For those who planned and wanted it, pregnancy can be one of the most joy-filled times of a woman’s life. Morning-sickness, bloating and the general discomfort of walking, sitting and sometimes even breathing can cause a woman to wonder “where is the joy?” However, knowing that new life has emerged and daily grows within you can make everything else seem petty, elevating you to the proverbial cloud nine.

This joy and sense of expectancy is not shared however by many of the partners of pregnant women. Statistics coming out of the U.S. show that thirty one percent of the injury-related deaths among pregnant women were acts of murder.

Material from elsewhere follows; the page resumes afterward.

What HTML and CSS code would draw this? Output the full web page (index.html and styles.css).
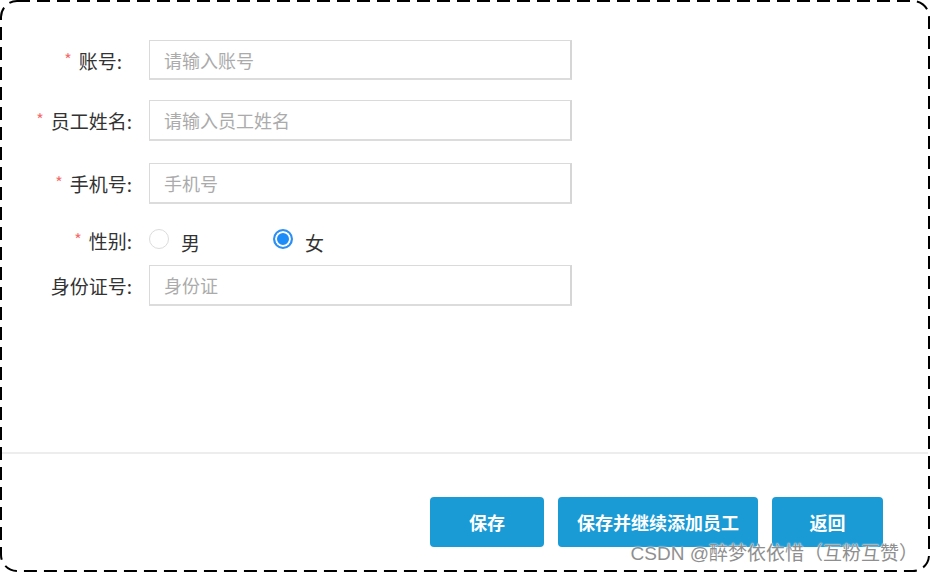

The reports also had another little ‘gem’ – women under 20 years of age and women of African descent are especially vulnerable and the homicide rate among African-American women is three times more than among Caucasian women. What is even more frightening is that the authorities feel that pregnancy-related deaths are under-reported.

Do not be fooled into thinking that violence against pregnant women is isolated to the United States – the land of anything goes. Here in Canada, a 1993 Statistics Canada report states that twenty-one percent of the women participating in a sexual assault survey were victims of violence during pregnancy. Defining “Woman Abuse” and what causes it, the Public Health Agency of Canada states that the risk of abuse is heightened for women who are “young (18-24), elderly (65 or older), disabled or Aboriginal. The risk is also increased when a woman was victimized in childhood or exposed to violence against her mother. Pregnancy is also a risk factor for being abused.”

Internationally, pregnant women are no safer. While the specific statistics is hard to find, one can imagine the risk that pregnant women are at in places such as the United Kingdom, where a 2004 Amnesty International report states that about two women per week are killed by their partners.

One is hardly surprised that statistics on pregnant women is not available in this world, where in 2003 at least fifty-four countries have discriminatory laws against women and where seventy-nine countries have no (or unknown) legislation against domestic violence. Heaven only knows what happens to women with unwanted pregnancies when marital rape is recognized specifically as a crime in only fifty-one countries.

In our world, according to the Amnesty report, “at least 60 million girls who would otherwise be expected to be alive are ‘missing’ from various populations as a result of sex-selective abortions or inadequate care as they are seen less important than boys.”

The 'leaders' of many African churches are right now outraged against marriages between two people who are in committed relationships but are of the same-sex. They are threatening to withdraw from their international church community in protest against this 'immorality'. My question is simple - where is the similar concern and expression of outrage for the African women who are 175 times more likely to die in childbirth and pregnancy than Westerners?

In Costa Rica, seven point five percent of battered women reported that abuse caused their miscarriages. Moving East, the question becomes: "How many women die in India as the three million female fetuses are being aborted each year?"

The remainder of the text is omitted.